▶ [DATA]
((
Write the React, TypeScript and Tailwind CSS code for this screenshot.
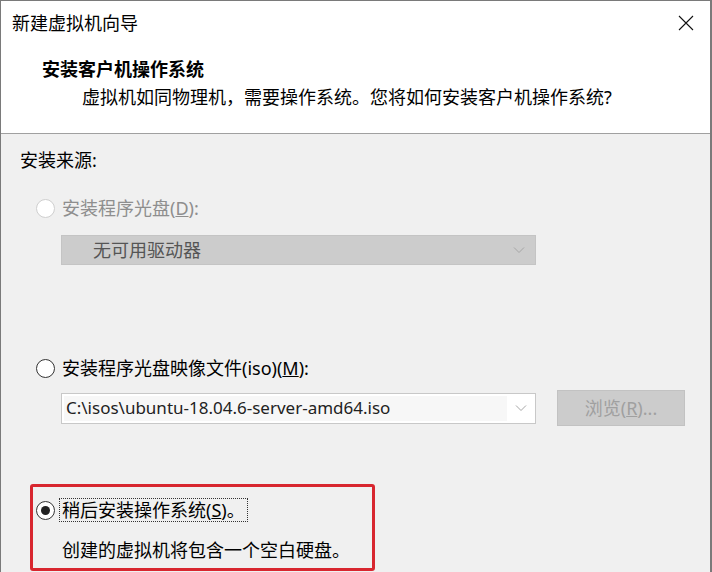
import type { ReactNode } from 'react'

const font = { fontFamily: '"Noto Sans", "Noto Sans CJK SC", sans-serif' }

const Chevron = () => (
    <svg width="12" height="8" viewBox="0 0 12 8" className="shrink-0">
        <polyline points="1,1.5 6,6.5 11,1.5" fill="none" stroke="#a6a6a6" strokeWidth="1" />
    </svg>
)

const Radio = ({ checked, disabled }: { checked?: boolean; disabled?: boolean }) => (
    <div
        className={`w-[19px] h-[19px] rounded-full border shrink-0 flex items-center justify-center ${
            disabled ? 'border-[#cfcfcf] bg-white' : 'border-[#333333] bg-white'
        }`}
    >
        {checked && <div className="w-[9px] h-[9px] rounded-full bg-[#222222]" />}
    </div>
)

const RadioRow = ({
    checked,
    disabled,
    focused,
    children,
}: {
    checked?: boolean
    disabled?: boolean
    focused?: boolean
    children: ReactNode
}) => (
    <div className="flex items-center h-[24px]">
        <Radio checked={checked} disabled={disabled} />
        <div
            className={`ml-[4px] px-[2px] leading-[22px] border border-dotted ${
                focused ? 'border-[#333333]' : 'border-transparent'
            } ${disabled ? 'text-[#8e8e8e]' : 'text-black'}`}
        >
            {children}
        </div>
    </div>
)

export default function App() {
    return (
        <div
            style={font}
            className="w-[712px] h-[572px] overflow-hidden flex flex-col border-l border-t border-r-2 border-[#7a7a7a] text-[18px] text-black"
        >
            <header className="h-[133px] shrink-0 bg-white border-b border-[#a0a0a0] flex flex-col">
                <div className="flex items-center justify-between h-[24px] mt-[10px] pl-[11px] pr-[16px]">
                    <span className="leading-[24px]">新建虚拟机向导</span>
                    <svg width="16" height="16" viewBox="0 0 16 16">
                        <path d="M1 1L15 15M15 1L1 15" stroke="#111111" strokeWidth="1.1" />
                    </svg>
                </div>
                <div className="mt-[22px] pl-[41px] leading-[24px] font-bold">安装客户机操作系统</div>
                <div className="mt-[4px] pl-[81px] leading-[24px]">
                    虚拟机如同物理机，需要操作系统。您将如何安装客户机操作系统?
                </div>
            </header>

            <main className="flex-1 bg-[#f0f0f0] flex flex-col">
                <div className="mt-[14px] pl-[19px] leading-[24px]">安装来源:</div>

                <div className="mt-[24px] pl-[35px]">
                    <RadioRow disabled>
                        安装程序光盘(<span className="underline">D</span>):
                    </RadioRow>
                </div>

                <div className="mt-[15px] ml-[60px] w-[475px] h-[30px] bg-[#cccccc] border border-[#c4c4c4] flex items-center justify-between pl-[31px] pr-[10px]">
                    <span className="text-[#555555] leading-[24px]">无可用驱动器</span>
                    <Chevron />
                </div>

                <div className="mt-[91px] pl-[35px]">
                    <RadioRow>
                        安装程序光盘映像文件(iso)(<span className="underline">M</span>):
                    </RadioRow>
                </div>

                <div className="mt-[10px] ml-[60px] h-[36px] flex items-center gap-[21px]">
                    <div className="w-[475px] h-[31px] bg-white border border-[#c8c8c8] flex items-stretch">
                        <div className="flex-1 m-[2px] mr-0 bg-[#f7f7f7] flex items-center pl-[2px] text-[#222222] text-[17px] leading-[24px]">
                            C:\isos\ubuntu-18.04.6-server-amd64.iso
                        </div>
                        <div className="w-[28px] flex items-center justify-center">
                            <Chevron />
                        </div>
                    </div>
                    <div className="w-[128px] h-[36px] bg-[#cccccc] border border-[#c2c2c2] flex items-center justify-center text-[#a0a0a0] leading-[24px]">
                        浏览(<span className="underline">R</span>)...
                    </div>
                </div>

                <div className="mt-[58px] ml-[29px] w-[345px] h-[87px] shrink-0 border-[3px] border-[#d8262f] rounded-[3px] flex flex-col">
                    <div className="mt-[11px] pl-[3px]">
                        <RadioRow checked focused>
                            稍后安装操作系统(<span className="underline">S</span>)。
                        </RadioRow>
                    </div>
                    <div className="mt-[16px] pl-[29px] leading-[24px]">创建的虚拟机将包含一个空白硬盘。</div>
                </div>
            </main>
        </div>
    )
}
))
▶ [WHAT IS BEING ASKED] Give back the whole listing as it stands, minus its pictures.

▶ [SOLUTION FOR THIS PROBLEM]
Write the React, TypeScript and Tailwind CSS code for this screenshot.
import type { ReactNode } from 'react'

const font = { fontFamily: '"Noto Sans", "Noto Sans CJK SC", sans-serif' }

const Chevron = () => (
    <svg width="12" height="8" viewBox="0 0 12 8" className="shrink-0">
        <polyline points="1,1.5 6,6.5 11,1.5" fill="none" stroke="#a6a6a6" strokeWidth="1" />
    </svg>
)

const Radio = ({ checked, disabled }: { checked?: boolean; disabled?: boolean }) => (
    <div
        className={`w-[19px] h-[19px] rounded-full border shrink-0 flex items-center justify-center ${
            disabled ? 'border-[#cfcfcf] bg-white' : 'border-[#333333] bg-white'
        }`}
    >
        {checked && <div className="w-[9px] h-[9px] rounded-full bg-[#222222]" />}
    </div>
)

const RadioRow = ({
    checked,
    disabled,
    focused,
    children,
}: {
    checked?: boolean
    disabled?: boolean
    focused?: boolean
    children: ReactNode
}) => (
    <div className="flex items-center h-[24px]">
        <Radio checked={checked} disabled={disabled} />
        <div
            className={`ml-[4px] px-[2px] leading-[22px] border border-dotted ${
                focused ? 'border-[#333333]' : 'border-transparent'
            } ${disabled ? 'text-[#8e8e8e]' : 'text-black'}`}
        >
            {children}
        </div>
    </div>
)

export default function App() {
    return (
        <div
            style={font}
            className="w-[712px] h-[572px] overflow-hidden flex flex-col border-l border-t border-r-2 border-[#7a7a7a] text-[18px] text-black"
        >
            <header className="h-[133px] shrink-0 bg-white border-b border-[#a0a0a0] flex flex-col">
                <div className="flex items-center justify-between h-[24px] mt-[10px] pl-[11px] pr-[16px]">
                    <span className="leading-[24px]">新建虚拟机向导</span>
                    <svg width="16" height="16" viewBox="0 0 16 16">
                        <path d="M1 1L15 15M15 1L1 15" stroke="#111111" strokeWidth="1.1" />
                    </svg>
                </div>
                <div className="mt-[22px] pl-[41px] leading-[24px] font-bold">安装客户机操作系统</div>
                <div className="mt-[4px] pl-[81px] leading-[24px]">
                    虚拟机如同物理机，需要操作系统。您将如何安装客户机操作系统?
                </div>
            </header>

            <main className="flex-1 bg-[#f0f0f0] flex flex-col">
                <div className="mt-[14px] pl-[19px] leading-[24px]">安装来源:</div>

                <div className="mt-[24px] pl-[35px]">
                    <RadioRow disabled>
                        安装程序光盘(<span className="underline">D</span>):
                    </RadioRow>
                </div>

                <div className="mt-[15px] ml-[60px] w-[475px] h-[30px] bg-[#cccccc] border border-[#c4c4c4] flex items-center justify-between pl-[31px] pr-[10px]">
                    <span className="text-[#555555] leading-[24px]">无可用驱动器</span>
                    <Chevron />
                </div>

                <div className="mt-[91px] pl-[35px]">
                    <RadioRow>
                        安装程序光盘映像文件(iso)(<span className="underline">M</span>):
                    </RadioRow>
                </div>

                <div className="mt-[10px] ml-[60px] h-[36px] flex items-center gap-[21px]">
                    <div className="w-[475px] h-[31px] bg-white border border-[#c8c8c8] flex items-stretch">
                        <div className="flex-1 m-[2px] mr-0 bg-[#f7f7f7] flex items-center pl-[2px] text-[#222222] text-[17px] leading-[24px]">
                            C:\isos\ubuntu-18.04.6-server-amd64.iso
                        </div>
                        <div className="w-[28px] flex items-center justify-center">
                            <Chevron />
                        </div>
                    </div>
                    <div className="w-[128px] h-[36px] bg-[#cccccc] border border-[#c2c2c2] flex items-center justify-center text-[#a0a0a0] leading-[24px]">
                        浏览(<span className="underline">R</span>)...
                    </div>
                </div>

                <div className="mt-[58px] ml-[29px] w-[345px] h-[87px] shrink-0 border-[3px] border-[#d8262f] rounded-[3px] flex flex-col">
                    <div className="mt-[11px] pl-[3px]">
                        <RadioRow checked focused>
                            稍后安装操作系统(<span className="underline">S</span>)。
                        </RadioRow>
                    </div>
                    <div className="mt-[16px] pl-[29px] leading-[24px]">创建的虚拟机将包含一个空白硬盘。</div>
                </div>
            </main>
        </div>
    )
}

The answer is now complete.